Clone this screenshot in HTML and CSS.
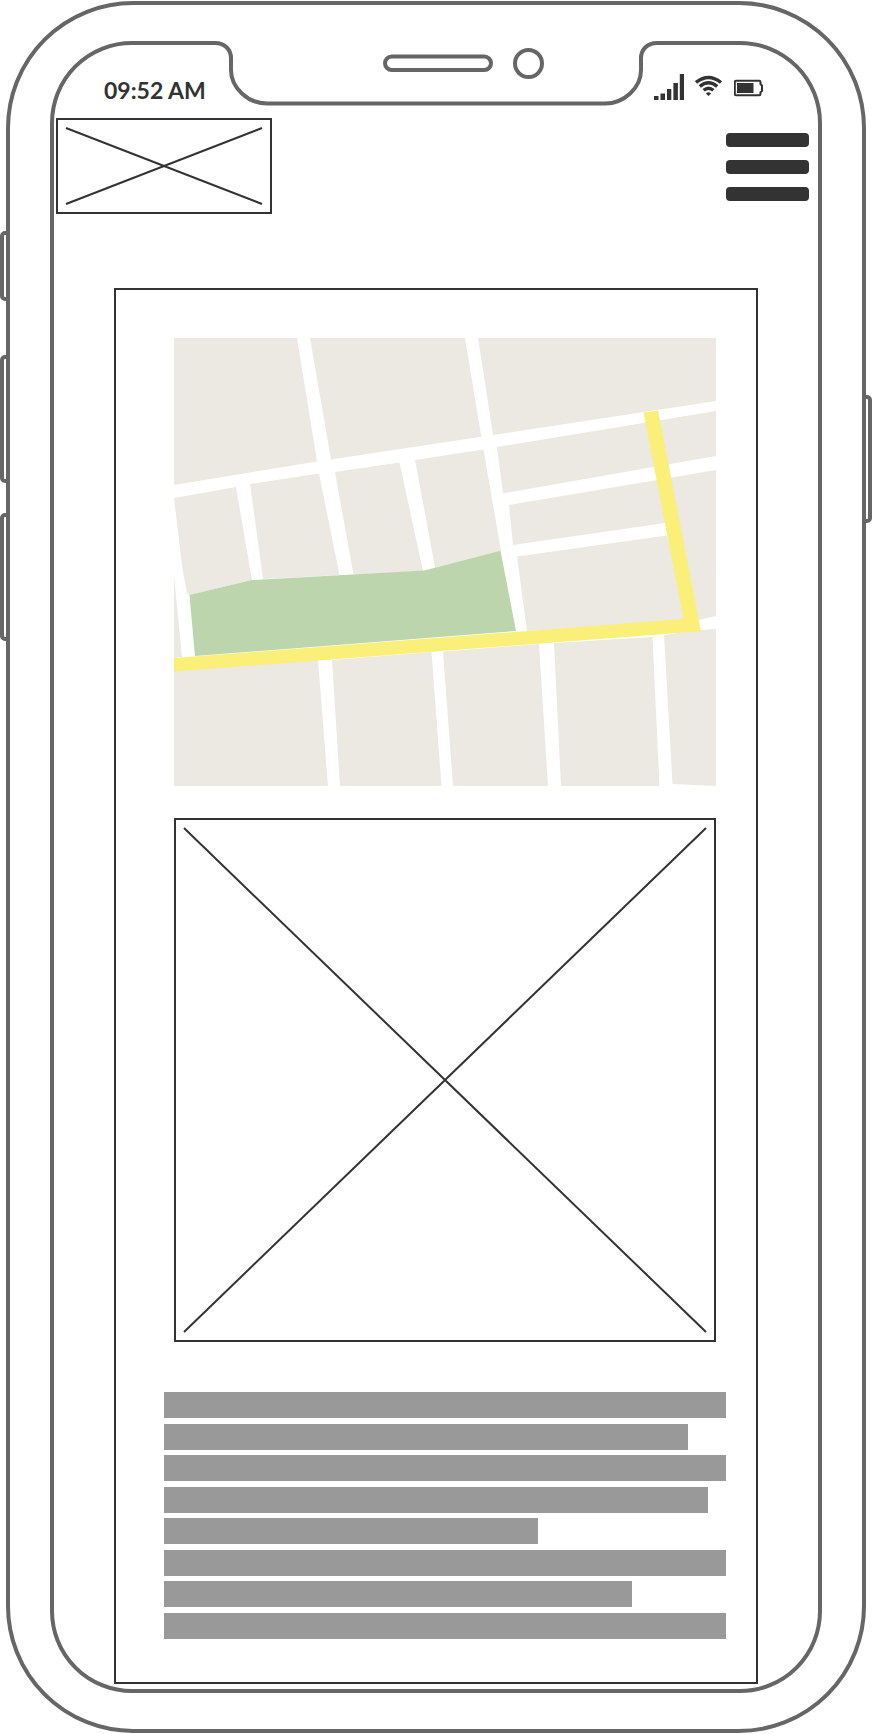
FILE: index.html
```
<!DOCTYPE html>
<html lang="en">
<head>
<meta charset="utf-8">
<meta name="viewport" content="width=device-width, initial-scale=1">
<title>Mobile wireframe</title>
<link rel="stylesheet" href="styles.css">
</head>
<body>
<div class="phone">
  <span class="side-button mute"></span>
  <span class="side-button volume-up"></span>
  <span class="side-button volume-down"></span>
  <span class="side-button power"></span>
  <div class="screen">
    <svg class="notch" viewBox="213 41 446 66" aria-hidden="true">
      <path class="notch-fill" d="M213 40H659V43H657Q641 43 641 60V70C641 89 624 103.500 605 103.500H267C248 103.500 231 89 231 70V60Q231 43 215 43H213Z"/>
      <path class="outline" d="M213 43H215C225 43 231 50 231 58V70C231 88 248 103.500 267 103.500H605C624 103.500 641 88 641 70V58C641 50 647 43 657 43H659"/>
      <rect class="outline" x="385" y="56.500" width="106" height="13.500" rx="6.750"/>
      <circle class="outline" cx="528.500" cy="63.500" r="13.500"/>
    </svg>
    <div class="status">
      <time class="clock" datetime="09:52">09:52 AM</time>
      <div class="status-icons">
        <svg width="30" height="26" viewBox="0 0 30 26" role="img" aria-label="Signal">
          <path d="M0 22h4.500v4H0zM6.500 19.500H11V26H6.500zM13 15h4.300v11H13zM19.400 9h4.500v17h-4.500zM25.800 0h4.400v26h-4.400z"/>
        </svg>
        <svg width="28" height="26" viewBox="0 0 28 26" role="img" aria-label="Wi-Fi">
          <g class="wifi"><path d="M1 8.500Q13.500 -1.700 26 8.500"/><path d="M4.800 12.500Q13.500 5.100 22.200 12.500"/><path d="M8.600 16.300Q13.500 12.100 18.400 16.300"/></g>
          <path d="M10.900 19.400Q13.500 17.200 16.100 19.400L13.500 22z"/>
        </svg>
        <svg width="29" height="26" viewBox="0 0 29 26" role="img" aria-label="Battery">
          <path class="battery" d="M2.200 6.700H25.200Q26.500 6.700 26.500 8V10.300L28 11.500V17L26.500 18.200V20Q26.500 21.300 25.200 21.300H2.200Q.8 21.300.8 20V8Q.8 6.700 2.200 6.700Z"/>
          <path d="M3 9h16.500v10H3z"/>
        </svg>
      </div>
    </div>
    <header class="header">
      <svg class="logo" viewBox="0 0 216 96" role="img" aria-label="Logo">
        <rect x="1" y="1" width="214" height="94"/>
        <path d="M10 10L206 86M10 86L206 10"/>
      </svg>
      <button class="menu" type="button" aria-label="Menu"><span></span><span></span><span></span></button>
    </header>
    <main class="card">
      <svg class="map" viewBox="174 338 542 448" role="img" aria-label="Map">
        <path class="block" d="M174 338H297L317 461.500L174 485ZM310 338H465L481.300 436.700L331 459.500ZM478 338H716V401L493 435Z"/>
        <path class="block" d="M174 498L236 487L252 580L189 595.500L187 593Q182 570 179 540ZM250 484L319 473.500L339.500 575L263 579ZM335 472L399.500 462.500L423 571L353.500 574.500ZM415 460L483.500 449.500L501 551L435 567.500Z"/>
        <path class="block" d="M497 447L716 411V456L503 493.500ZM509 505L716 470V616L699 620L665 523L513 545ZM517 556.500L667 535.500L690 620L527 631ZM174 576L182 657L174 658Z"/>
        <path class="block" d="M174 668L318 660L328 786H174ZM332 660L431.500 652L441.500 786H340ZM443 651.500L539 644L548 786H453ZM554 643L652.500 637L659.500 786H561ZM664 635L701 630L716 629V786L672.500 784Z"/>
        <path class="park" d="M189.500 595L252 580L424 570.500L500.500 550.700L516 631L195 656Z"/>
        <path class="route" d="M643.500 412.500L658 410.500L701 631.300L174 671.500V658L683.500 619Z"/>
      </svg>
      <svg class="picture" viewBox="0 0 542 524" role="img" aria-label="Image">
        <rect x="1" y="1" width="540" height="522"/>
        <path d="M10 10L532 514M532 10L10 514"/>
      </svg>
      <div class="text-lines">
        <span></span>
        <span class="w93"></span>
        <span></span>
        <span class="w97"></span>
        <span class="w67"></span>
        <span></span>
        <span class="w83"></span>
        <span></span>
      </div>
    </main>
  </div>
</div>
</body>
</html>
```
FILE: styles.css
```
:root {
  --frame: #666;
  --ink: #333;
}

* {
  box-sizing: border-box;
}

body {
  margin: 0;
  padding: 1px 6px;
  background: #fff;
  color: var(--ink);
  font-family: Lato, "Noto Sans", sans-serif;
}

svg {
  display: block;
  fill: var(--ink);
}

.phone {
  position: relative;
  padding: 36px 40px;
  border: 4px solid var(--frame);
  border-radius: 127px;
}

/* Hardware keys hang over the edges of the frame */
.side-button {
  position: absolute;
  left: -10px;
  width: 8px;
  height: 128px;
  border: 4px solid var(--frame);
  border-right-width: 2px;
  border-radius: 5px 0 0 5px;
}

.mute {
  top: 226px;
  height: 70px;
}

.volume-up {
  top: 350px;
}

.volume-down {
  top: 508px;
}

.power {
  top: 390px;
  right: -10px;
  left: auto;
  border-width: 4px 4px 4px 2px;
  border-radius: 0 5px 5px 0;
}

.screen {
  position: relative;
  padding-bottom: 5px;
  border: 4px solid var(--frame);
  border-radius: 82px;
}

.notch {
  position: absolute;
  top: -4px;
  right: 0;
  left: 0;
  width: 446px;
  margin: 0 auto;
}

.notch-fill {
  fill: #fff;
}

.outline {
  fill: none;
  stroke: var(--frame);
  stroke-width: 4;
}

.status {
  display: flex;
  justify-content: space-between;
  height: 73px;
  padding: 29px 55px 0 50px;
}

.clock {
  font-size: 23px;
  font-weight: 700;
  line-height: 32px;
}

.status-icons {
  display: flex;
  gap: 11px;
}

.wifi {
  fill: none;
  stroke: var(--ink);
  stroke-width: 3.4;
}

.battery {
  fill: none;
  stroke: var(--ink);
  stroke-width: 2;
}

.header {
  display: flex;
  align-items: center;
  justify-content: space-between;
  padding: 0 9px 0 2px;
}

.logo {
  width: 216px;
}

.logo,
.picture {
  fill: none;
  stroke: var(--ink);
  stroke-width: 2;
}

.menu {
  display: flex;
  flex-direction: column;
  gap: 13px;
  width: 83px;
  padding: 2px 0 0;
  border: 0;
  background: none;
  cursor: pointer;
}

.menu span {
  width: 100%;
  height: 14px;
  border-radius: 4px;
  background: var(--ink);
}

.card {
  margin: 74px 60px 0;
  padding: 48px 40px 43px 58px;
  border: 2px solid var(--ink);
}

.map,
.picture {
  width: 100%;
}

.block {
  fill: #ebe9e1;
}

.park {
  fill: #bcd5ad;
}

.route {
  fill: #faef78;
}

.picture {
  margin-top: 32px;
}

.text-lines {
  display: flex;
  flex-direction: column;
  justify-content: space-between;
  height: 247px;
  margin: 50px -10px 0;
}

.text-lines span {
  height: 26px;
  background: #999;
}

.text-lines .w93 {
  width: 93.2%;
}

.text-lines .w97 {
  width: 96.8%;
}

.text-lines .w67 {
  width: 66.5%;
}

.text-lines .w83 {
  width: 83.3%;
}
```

◆ ◆ ◆ ◆ ◆ ◆ ◆

Quote every line word for word and keep the images out of the copy.

Clone this screenshot in HTML and CSS.
FILE: index.html
```
<!DOCTYPE html>
<html lang="en">
<head>
<meta charset="utf-8">
<meta name="viewport" content="width=device-width, initial-scale=1">
<title>Mobile wireframe</title>
<link rel="stylesheet" href="styles.css">
</head>
<body>
<div class="phone">
  <span class="side-button mute"></span>
  <span class="side-button volume-up"></span>
  <span class="side-button volume-down"></span>
  <span class="side-button power"></span>
  <div class="screen">
    <svg class="notch" viewBox="213 41 446 66" aria-hidden="true">
      <path class="notch-fill" d="M213 40H659V43H657Q641 43 641 60V70C641 89 624 103.500 605 103.500H267C248 103.500 231 89 231 70V60Q231 43 215 43H213Z"/>
      <path class="outline" d="M213 43H215C225 43 231 50 231 58V70C231 88 248 103.500 267 103.500H605C624 103.500 641 88 641 70V58C641 50 647 43 657 43H659"/>
      <rect class="outline" x="385" y="56.500" width="106" height="13.500" rx="6.750"/>
      <circle class="outline" cx="528.500" cy="63.500" r="13.500"/>
    </svg>
    <div class="status">
      <time class="clock" datetime="09:52">09:52 AM</time>
      <div class="status-icons">
        <svg width="30" height="26" viewBox="0 0 30 26" role="img" aria-label="Signal">
          <path d="M0 22h4.500v4H0zM6.500 19.500H11V26H6.500zM13 15h4.300v11H13zM19.400 9h4.500v17h-4.500zM25.800 0h4.400v26h-4.400z"/>
        </svg>
        <svg width="28" height="26" viewBox="0 0 28 26" role="img" aria-label="Wi-Fi">
          <g class="wifi"><path d="M1 8.500Q13.500 -1.700 26 8.500"/><path d="M4.800 12.500Q13.500 5.100 22.200 12.500"/><path d="M8.600 16.300Q13.500 12.100 18.400 16.300"/></g>
          <path d="M10.900 19.400Q13.500 17.200 16.100 19.400L13.500 22z"/>
        </svg>
        <svg width="29" height="26" viewBox="0 0 29 26" role="img" aria-label="Battery">
          <path class="battery" d="M2.200 6.700H25.200Q26.500 6.700 26.500 8V10.300L28 11.500V17L26.500 18.200V20Q26.500 21.300 25.200 21.300H2.200Q.8 21.300.8 20V8Q.8 6.700 2.200 6.700Z"/>
          <path d="M3 9h16.500v10H3z"/>
        </svg>
      </div>
    </div>
    <header class="header">
      <svg class="logo" viewBox="0 0 216 96" role="img" aria-label="Logo">
        <rect x="1" y="1" width="214" height="94"/>
        <path d="M10 10L206 86M10 86L206 10"/>
      </svg>
      <button class="menu" type="button" aria-label="Menu"><span></span><span></span><span></span></button>
    </header>
    <main class="card">
      <svg class="map" viewBox="174 338 542 448" role="img" aria-label="Map">
        <path class="block" d="M174 338H297L317 461.500L174 485ZM310 338H465L481.300 436.700L331 459.500ZM478 338H716V401L493 435Z"/>
        <path class="block" d="M174 498L236 487L252 580L189 595.500L187 593Q182 570 179 540ZM250 484L319 473.500L339.500 575L263 579ZM335 472L399.500 462.500L423 571L353.500 574.500ZM415 460L483.500 449.500L501 551L435 567.500Z"/>
        <path class="block" d="M497 447L716 411V456L503 493.500ZM509 505L716 470V616L699 620L665 523L513 545ZM517 556.500L667 535.500L690 620L527 631ZM174 576L182 657L174 658Z"/>
        <path class="block" d="M174 668L318 660L328 786H174ZM332 660L431.500 652L441.500 786H340ZM443 651.500L539 644L548 786H453ZM554 643L652.500 637L659.500 786H561ZM664 635L701 630L716 629V786L672.500 784Z"/>
        <path class="park" d="M189.500 595L252 580L424 570.500L500.500 550.700L516 631L195 656Z"/>
        <path class="route" d="M643.500 412.500L658 410.500L701 631.300L174 671.500V658L683.500 619Z"/>
      </svg>
      <svg class="picture" viewBox="0 0 542 524" role="img" aria-label="Image">
        <rect x="1" y="1" width="540" height="522"/>
        <path d="M10 10L532 514M532 10L10 514"/>
      </svg>
      <div class="text-lines">
        <span></span>
        <span class="w93"></span>
        <span></span>
        <span class="w97"></span>
        <span class="w67"></span>
        <span></span>
        <span class="w83"></span>
        <span></span>
      </div>
    </main>
  </div>
</div>
</body>
</html>
```
FILE: styles.css
```
:root {
  --frame: #666;
  --ink: #333;
}

* {
  box-sizing: border-box;
}

body {
  margin: 0;
  padding: 1px 6px;
  background: #fff;
  color: var(--ink);
  font-family: Lato, "Noto Sans", sans-serif;
}

svg {
  display: block;
  fill: var(--ink);
}

.phone {
  position: relative;
  padding: 36px 40px;
  border: 4px solid var(--frame);
  border-radius: 127px;
}

/* Hardware keys hang over the edges of the frame */
.side-button {
  position: absolute;
  left: -10px;
  width: 8px;
  height: 128px;
  border: 4px solid var(--frame);
  border-right-width: 2px;
  border-radius: 5px 0 0 5px;
}

.mute {
  top: 226px;
  height: 70px;
}

.volume-up {
  top: 350px;
}

.volume-down {
  top: 508px;
}

.power {
  top: 390px;
  right: -10px;
  left: auto;
  border-width: 4px 4px 4px 2px;
  border-radius: 0 5px 5px 0;
}

.screen {
  position: relative;
  padding-bottom: 5px;
  border: 4px solid var(--frame);
  border-radius: 82px;
}

.notch {
  position: absolute;
  top: -4px;
  right: 0;
  left: 0;
  width: 446px;
  margin: 0 auto;
}

.notch-fill {
  fill: #fff;
}

.outline {
  fill: none;
  stroke: var(--frame);
  stroke-width: 4;
}

.status {
  display: flex;
  justify-content: space-between;
  height: 73px;
  padding: 29px 55px 0 50px;
}

.clock {
  font-size: 23px;
  font-weight: 700;
  line-height: 32px;
}

.status-icons {
  display: flex;
  gap: 11px;
}

.wifi {
  fill: none;
  stroke: var(--ink);
  stroke-width: 3.4;
}

.battery {
  fill: none;
  stroke: var(--ink);
  stroke-width: 2;
}

.header {
  display: flex;
  align-items: center;
  justify-content: space-between;
  padding: 0 9px 0 2px;
}

.logo {
  width: 216px;
}

.logo,
.picture {
  fill: none;
  stroke: var(--ink);
  stroke-width: 2;
}

.menu {
  display: flex;
  flex-direction: column;
  gap: 13px;
  width: 83px;
  padding: 2px 0 0;
  border: 0;
  background: none;
  cursor: pointer;
}

.menu span {
  width: 100%;
  height: 14px;
  border-radius: 4px;
  background: var(--ink);
}

.card {
  margin: 74px 60px 0;
  padding: 48px 40px 43px 58px;
  border: 2px solid var(--ink);
}

.map,
.picture {
  width: 100%;
}

.block {
  fill: #ebe9e1;
}

.park {
  fill: #bcd5ad;
}

.route {
  fill: #faef78;
}

.picture {
  margin-top: 32px;
}

.text-lines {
  display: flex;
  flex-direction: column;
  justify-content: space-between;
  height: 247px;
  margin: 50px -10px 0;
}

.text-lines span {
  height: 26px;
  background: #999;
}

.text-lines .w93 {
  width: 93.2%;
}

.text-lines .w97 {
  width: 96.8%;
}

.text-lines .w67 {
  width: 66.5%;
}

.text-lines .w83 {
  width: 83.3%;
}
```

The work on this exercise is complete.